Ayrıca yeni başkanın seçimi, başkanlık seçimlerine paralel olarak oylanacak olan Temsilciler Meclisi'nin yapısına da bağlı olacaktır.

Beraberlik ihtimali ne kadar?

Eşitlik olasılığı düşük olsa da, 270toWin adlı web sitesi tarafından özetlenen çeşitli senaryolar göz önünde bulundurulmalıdır.

Senaryolardan biri Trump'ın Pennsylvania ve Georgia'yı kazanırken Harris'in Wisconsin, Michigan, Arizona, Nevada'da zafer kazanması ve Maine ile birlikte delege dağılımını bölen tek eyalet olan Nebraska'da bir delegeyi kazanması.

Daha da düşük ihtimalli bir başka senaryo ise Harris'in Biden'ın kazandığı tüm eyaletleri ve mevcut anketlerin Cumhuriyetçilere gidebileceğini gösterdiği Kuzey Carolina'yı kazanması. Eğer Trump Michigan, Pennsylvania ve Wisconsin'i geri alır ve Nevada'yı da ilk kez kazanırsa, sonuç 269-269 eşitlik olacaktır.

Bu durum, Temsilciler Meclisi'nin iki yüzyıl sonra ilk kez ABD başkanını belirlemekle görevlendirildiği ve yeni başkomutanı seçmek için 26 eyaletin basit çoğunluğunu gerektiren bir "şartlı seçimi" tetikleyecektir.

Ülkenin keskin bir şekilde bölünmüş olması nedeniyle, yeni yemin eden ABD Kongre üyeleri yoğun bir baskıyla karşı karşıya kalacak ve bazı durumlarda partilerinin adayını mı yoksa kendi eyaletlerinde en çok oyu alan adayı mı desteklemek arasında seçim yapmak zorunda kalacaklar - eyalet delegasyonlarının kendi eyaletlerindeki oyların kazananını onurlandırma zorunluluğu yok.

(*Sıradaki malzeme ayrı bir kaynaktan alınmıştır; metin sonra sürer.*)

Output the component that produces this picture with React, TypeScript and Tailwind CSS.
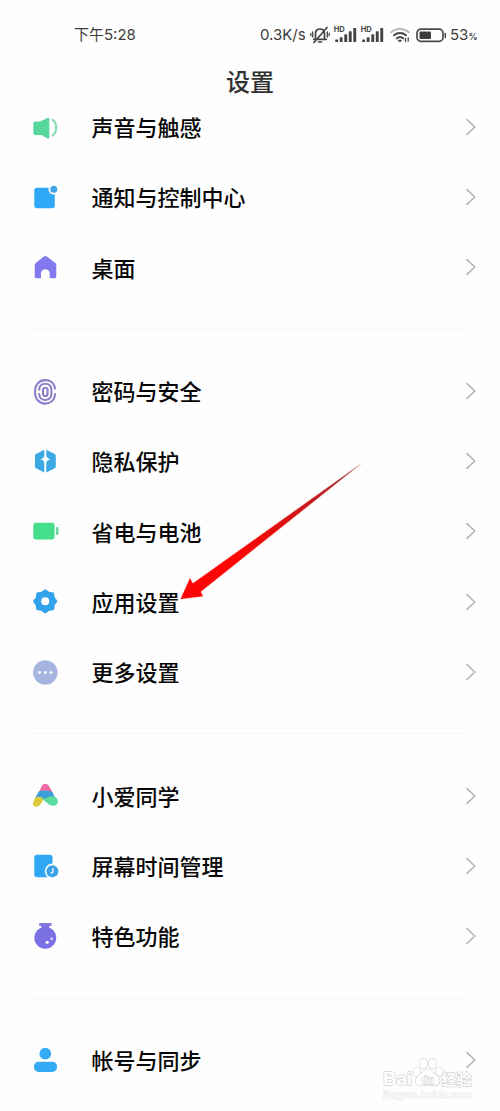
import type { ReactNode } from 'react';

type SettingItem = { label: string; icon: ReactNode };

const SoundIcon = () => (
  <>
    <path
      d="M4.3 7.5H9L16.4 4c1-.5 1.900 0 1.900 1v18.600c0 1-1 1.400-1.800.8L10.500 21H4.300c-1.200 0-2-.8-2-2V9.500c0-1.200.8-2 2-2z"
      fill="#55d69a"
    />
    <path
      d="M21.600 5.900c4.800 3 4.800 12 0 15.400"
      fill="none"
      stroke="#86dbb5"
      strokeWidth="2.200"
      strokeLinecap="round"
    />
  </>
);

const NotificationIcon = () => (
  <>
    <rect x="3.300" y="3.700" width="20.500" height="20.500" rx="2.600" fill="#2fa8f8" />
    <circle cx="22.700" cy="5.300" r="5.200" fill="#fefefe" />
    <circle cx="22.700" cy="5.300" r="3.500" fill="#43a5e6" />
  </>
);

const HomeIcon = () => (
  <path
    d="M13 2.500c.8-.7 2-.7 2.800 0l8.200 6.200c.9.700 1.300 1.500 1.300 2.600v10.900c0 1.300-.8 2.100-2.100 2.100H18.700v-5c0-5.500-8.700-5.500-8.700 0v5H5.800c-1.300 0-2.100-.8-2.100-2.100V11.300c0-1.100.4-1.900 1.300-2.600z"
    fill="#8279ee"
  />
);

const FingerprintIcon = () => (
  <g fill="none" stroke="#8c80cb" strokeWidth="2.100" strokeLinecap="round">
    <rect x="12" y="9.700" width="4.600" height="8.300" rx="2.300" />
    <path d="M8.200 11.800c0-3.900 2.600-6.100 6.100-6.100s6.100 2.400 6.100 6.100v4c0 3.800-2.600 6.200-6.100 6.200s-6.100-2.400-6.100-6" />
    <path d="M24.200 10.500C23.500 5.300 19.400 2.100 14.300 2.100 8.400 2.100 4 6.400 4 13.900s4.400 11.700 10.300 11.700c5.200 0 9.300-3.500 9.900-9.500" />
  </g>
);

const PrivacyIcon = () => (
  <>
    <path
      d="M13.300 1.700v22.700L5 20.300c-.7-.4-1-.9-1-1.700V7.700c0-.8.300-1.300 1-1.700zM15.300 1.700v22.700l8.500-4.100c.7-.4 1-.9 1-1.700V7.700c0-.8-.3-1.300-1-1.700z"
      fill="#3ca9e5"
    />
    <path
      d="M14.400 5.500c.8 3.300 1.900 4.900 5.300 5.800-3.400.9-4.500 2.400-5.300 5.700-.8-3.300-1.900-4.800-5.300-5.700 3.400-.9 4.500-2.500 5.300-5.800z"
      fill="#fefefe"
    />
  </>
);

const BatterySaverIcon = () => (
  <>
    <rect x="2.300" y="4.700" width="21.300" height="16.700" rx="2.600" fill="#45df8b" />
    <rect x="24.900" y="9" width="2.600" height="8" rx="1.200" fill="#69d69d" />
  </>
);

const GearIcon = () => (
  <>
    <g fill="#32a2ea">
      <circle cx="14.200" cy="13.300" r="10.300" />
      {[0, 45, 90, 135, 180, 225, 270, 315].map((angle) => (
        <path
          key={angle}
          d="M9.800 4.500 13 1.700q1.200-.9 2.400 0L18.600 4.500z"
          transform={`rotate(${angle} 14.200 13.300)`}
        />
      ))}
    </g>
    <circle cx="14.200" cy="13.300" r="4" fill="#fefefe" />
  </>
);

const MoreIcon = () => (
  <>
    <circle cx="14.300" cy="13.500" r="12.200" fill="#a6b5e0" />
    <g fill="#fff">
      <circle cx="8.500" cy="13.500" r="1.400" />
      <circle cx="14.300" cy="13.500" r="1.400" />
      <circle cx="20.100" cy="13.500" r="1.400" />
    </g>
  </>
);

const XiaoAiIcon = () => (
  <>
    <path d="M10.900 3.700c1.500-2.700 5.300-2.700 6.900 0l4.500 8.100-15.500 1z" fill="#ee6aa5" />
    <path d="M7.600 9.600c3.600-1.600 9.800-1.400 13.700.3l4.600 9.300L14 18 3.800 17z" fill="#3f9fdb" />
    <path d="M4.300 15.600c2.500-1.600 7-1.200 7.900 1-.7 4-3.400 8.100-6.900 8.100-3 0-4.100-2.800-2.900-5.200z" fill="#dfca3d" />
    <path d="M10 16.900c1.800-.2 3.300.2 5.300-.9 3.600-2.500 8.800-2.400 10.800.8 2.300 4.200-.8 7.600-4.700 6.900C16.200 22.800 15 18.300 10 16.900z" fill="#5bdc9c" />
  </>
);

const ScreenTimeIcon = () => (
  <>
    <rect x="3.300" y="1.700" width="18.200" height="22.600" rx="2.700" fill="#2fa7f5" />
    <circle cx="21.400" cy="18.200" r="7.600" fill="#fefefe" />
    <circle cx="21.400" cy="18.200" r="6" fill="#3aa2e8" />
    <path d="M21.900 15.500v3.600l-1.800 1" fill="none" stroke="#fff" strokeWidth="1.300" strokeLinecap="round" />
  </>
);

const FlaskIcon = () => (
  <>
    <rect x="8" y="0" width="12.700" height="3" rx="1.200" fill="#8279d8" />
    <path d="M10.500 2h7.600v3.300h-7.600z" fill="#7a70e0" />
    <circle cx="14.300" cy="14.800" r="10.900" fill="#7b70e4" />
    <circle cx="16.200" cy="19.300" r="1.600" fill="#fff" />
    <circle cx="20.700" cy="15.700" r="1.200" fill="#e6e2ff" />
  </>
);

const AccountIcon = () => (
  <>
    <circle cx="14.300" cy="7.700" r="5.900" fill="#34abf4" />
    <rect x="3" y="15.700" width="23" height="10.200" rx="4.600" fill="#34abf4" />
  </>
);

const GROUPS: SettingItem[][] = [
  [
    { label: '声音与触感', icon: <SoundIcon /> },
    { label: '通知与控制中心', icon: <NotificationIcon /> },
    { label: '桌面', icon: <HomeIcon /> },
  ],
  [
    { label: '密码与安全', icon: <FingerprintIcon /> },
    { label: '隐私保护', icon: <PrivacyIcon /> },
    { label: '省电与电池', icon: <BatterySaverIcon /> },
    { label: '应用设置', icon: <GearIcon /> },
    { label: '更多设置', icon: <MoreIcon /> },
  ],
  [
    { label: '小爱同学', icon: <XiaoAiIcon /> },
    { label: '屏幕时间管理', icon: <ScreenTimeIcon /> },
    { label: '特色功能', icon: <FlaskIcon /> },
  ],
  [{ label: '帐号与同步', icon: <AccountIcon /> }],
];

const MutedBell = () => (
  <svg className="ml-[3px] h-[18px] w-[20px]" viewBox="0 0 20 18" fill="none" stroke="#444" strokeWidth="1.700" strokeLinecap="round">
    <path d="M3.700 13.300h12.600M5.500 13V7.500C5.500 4.500 7.500 3 10 3s4.500 1.500 4.500 4.500V13M8.500 16h3M4 16.500 17 1.500" />
    <path d="M2.700 6v5M.8 7.300v2.400M17.300 6v5M19.200 7.300v2.400" strokeWidth="1.300" />
  </svg>
);

const Signal = () => (
  <svg className="h-[16px] w-[23px] overflow-visible" viewBox="0 0 23 16" fill="#444">
    <text x="-.3" y="5" fontSize="7.500" fontWeight="700" fontFamily="Inter, sans-serif">
      HD
    </text>
    <rect x="1.200" y="12.500" width="2.900" height="2.600" rx=".6" />
    <rect x="5.700" y="10.300" width="2.900" height="4.800" rx=".6" />
    <rect x="10.300" y="7.300" width="2.900" height="7.800" rx=".6" />
    <rect x="14.800" y="4.300" width="2.900" height="10.800" rx=".6" />
    <rect x="19.300" y="1" width="2.900" height="14.100" rx=".6" />
  </svg>
);

const Wifi = () => (
  <svg className="ml-[6px] h-[16px] w-[20px]" viewBox="0 0 20 16" fill="none" strokeLinecap="round" strokeWidth="1.900">
    <path d="M1.200 5.200c5-4.500 12.600-4.500 17.600 0" stroke="#b4b4b4" />
    <path d="M4 8.300c3.500-3 8.500-3 12 0M6.800 11.300c2-1.600 4.400-1.600 6.400 0" stroke="#444" />
    <path d="M8.500 13.200h3L10 14.800z" fill="#444" stroke="#444" strokeWidth="1" />
    <path d="M15.500 11.500v3.200M18.200 11v3.200" stroke="#444" strokeWidth="1.300" />
  </svg>
);

const Battery = () => (
  <svg className="ml-[6px] h-[15px] w-[31px]" viewBox="0 0 31 15">
    <rect x="1" y="1.200" width="26" height="12.100" rx="3.800" fill="none" stroke="#4a4a4a" strokeWidth="1.700" />
    <rect x="3.500" y="3.500" width="11.500" height="7.500" rx="1.200" fill="#3e3e3e" />
    <path d="M29.300 5.500v4" stroke="#4a4a4a" strokeWidth="1.500" strokeLinecap="round" />
  </svg>
);

const StatusBar = () => (
  <div className="flex h-[70px] items-center justify-between pr-[24px] pl-[74px] text-[15px] text-[#3c3c3c]">
    <span className="font-['Inter','Noto_Sans_CJK_SC',sans-serif]">下午5:28</span>
    <div className="flex items-center font-['Inter','Noto_Sans_CJK_SC',sans-serif]">
      <span className="w-[47px] whitespace-nowrap">0.3K/s</span>
      <MutedBell />
      <span className="ml-[4px] flex gap-[4px]">
        <Signal />
        <Signal />
      </span>
      <Wifi />
      <Battery />
      <span className="ml-[3px] flex w-[26px] items-baseline whitespace-nowrap">
        53<span className="text-[9px] font-semibold">%</span>
      </span>
    </div>
  </div>
);

const SettingRow = ({ label, icon }: SettingItem) => (
  <li className="flex h-[70.250px] items-center pl-[31px] pr-[24px]">
    <svg className="h-[28px] w-[28px] shrink-0 overflow-visible" viewBox="0 0 28 28">
      {icon}
    </svg>
    <span className="ml-[32.600px] flex-1 pb-[3px] text-[22px] leading-[30px] font-medium text-[#080808]">
      {label}
    </span>
    <svg className="mb-[1.500px] h-[18px] w-[11px] shrink-0" viewBox="0 0 11 18" fill="none" stroke="#b8b8b8" strokeWidth="1.700">
      <path d="M1.500 1.200 9.700 9l-8.200 7.800" />
    </svg>
  </li>
);

const PointerArrow = () => (
  <svg className="absolute top-[460px] left-[176px] h-[144px] w-[190px]" viewBox="176 460 190 144">
    <defs>
      <linearGradient id="arrow" x1="1" y1="0" x2="0" y2="1">
        <stop offset="0" stopColor="#8d4a50" />
        <stop offset=".25" stopColor="#c01c20" />
        <stop offset=".5" stopColor="#e80c0c" />
        <stop offset=".7" stopColor="#fd0505" />
      </linearGradient>
    </defs>
    <path
      d="M361 463.800 192.800 583.400 190 578.300 180.600 599 203 596.200 200.600 591.700z"
      fill="url(#arrow)"
      stroke="#ffb9a8"
      strokeOpacity=".45"
      strokeWidth="1.400"
      paintOrder="stroke"
    />
  </svg>
);

const Watermark = () => (
  <svg
    className="absolute top-[1052px] left-[380px] h-[52px] w-[98px]"
    viewBox="0 0 98 52"
    fill="#fff"
    stroke="#d4d4d4"
    strokeWidth="1.300"
    paintOrder="stroke"
    fontFamily="'Liberation Sans', 'Noto Sans CJK SC', sans-serif"
  >
    <ellipse cx="36.800" cy="20" rx="3.300" ry="4.300" />
    <ellipse cx="43.300" cy="11.500" rx="3.800" ry="5" />
    <ellipse cx="52.500" cy="11.500" rx="3.800" ry="5" />
    <ellipse cx="59.500" cy="19.500" rx="3.300" ry="4.300" />
    <path d="M47.800 17.500c4.500 0 5.500 3.500 8.700 6 5.500 4.200 3 10.300-2.500 10-4.500-.4-8-.4-12.500 0-6 .3-8-5.800-2.500-10 3.300-2.500 4.300-6 8.800-6z" />
    <text x="3" y="32.500" fontSize="18" fontWeight="700" textLength="29" lengthAdjust="spacingAndGlyphs">
      Bai
    </text>
    <text x="41.500" y="31.500" fontSize="11" fontWeight="700" textLength="12" lengthAdjust="spacingAndGlyphs" stroke="#cbcbcb">
      du
    </text>
    <text x="61.500" y="32.500" fontSize="15" fontWeight="700" textLength="30">
      经验
    </text>
    <text x="3" y="45.500" fontSize="9" stroke="#e6e6e6" strokeWidth="1" textLength="88" lengthAdjust="spacingAndGlyphs">
      jingyan.baidu.com
    </text>
  </svg>
);

const App = () => (
  <div className="relative h-[1111px] w-[500px] overflow-hidden bg-[#fefefe] font-['Noto_Sans_CJK_SC',sans-serif]">
    <StatusBar />
    <h1 className="h-[22.400px] text-center text-[24px] leading-[22px] font-medium text-[#303030]">
      设置
    </h1>
    {GROUPS.map((items, index) => (
      <section key={items[0].label}>
        {index > 0 && (
          <div className="flex h-[53.400px] items-center pl-[33px] pr-[30px] pb-[1px]">
            <div className="h-px w-full bg-[#f6f6f6]" />
          </div>
        )}
        <ul>
          {items.map((item) => (
            <SettingRow key={item.label} {...item} />
          ))}
        </ul>
      </section>
    ))}
    <PointerArrow />
    <Watermark />
  </div>
);

export default App;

Kongre Araştırma Servisi'nin yaptığı analize göre, bu durum büyük ihtimalle Kongre'nin hiçbir adayın çoğunluğu sağlayamadığına karar vermesinin hemen ardından, 6 Ocak'ta ortaya çıkacak.

Daha da şaşırtıcı olanı, eşitlik senaryosunun Cumhuriyetçi bir başkan ile Demokrat bir başkan yardımcısı arasında veya tam tersi bir birlikteliğe yol açabilmesidir.

Nitekim, 12. Değişikliğe göre, çoğunluğun sağlanamaması durumunda, ABD başkan yardımcısı Senato tarafından, her senatörün bir oy hakkı olacak şekilde, en çok oy alan iki aday arasından seçiliyor - ABD Senatosu'nun 100 üyesi var ve her eyalet iki üye seçiyor.

Son olarak, Senato ve Meclis başkan seçiminde kilitlenmiş olsa bile bir başkan yardımcısı seçebiliyor. Dolayısıyla, 20 Ocak'taki yemin gününe kadar bir başkan seçilemezse, yeni seçilen başkan yardımcısı başkan vekili olarak görev yapacak. Bu, bugün itibariyle ABD'de hiç kimsenin hayal edemeyeceği bir senaryo.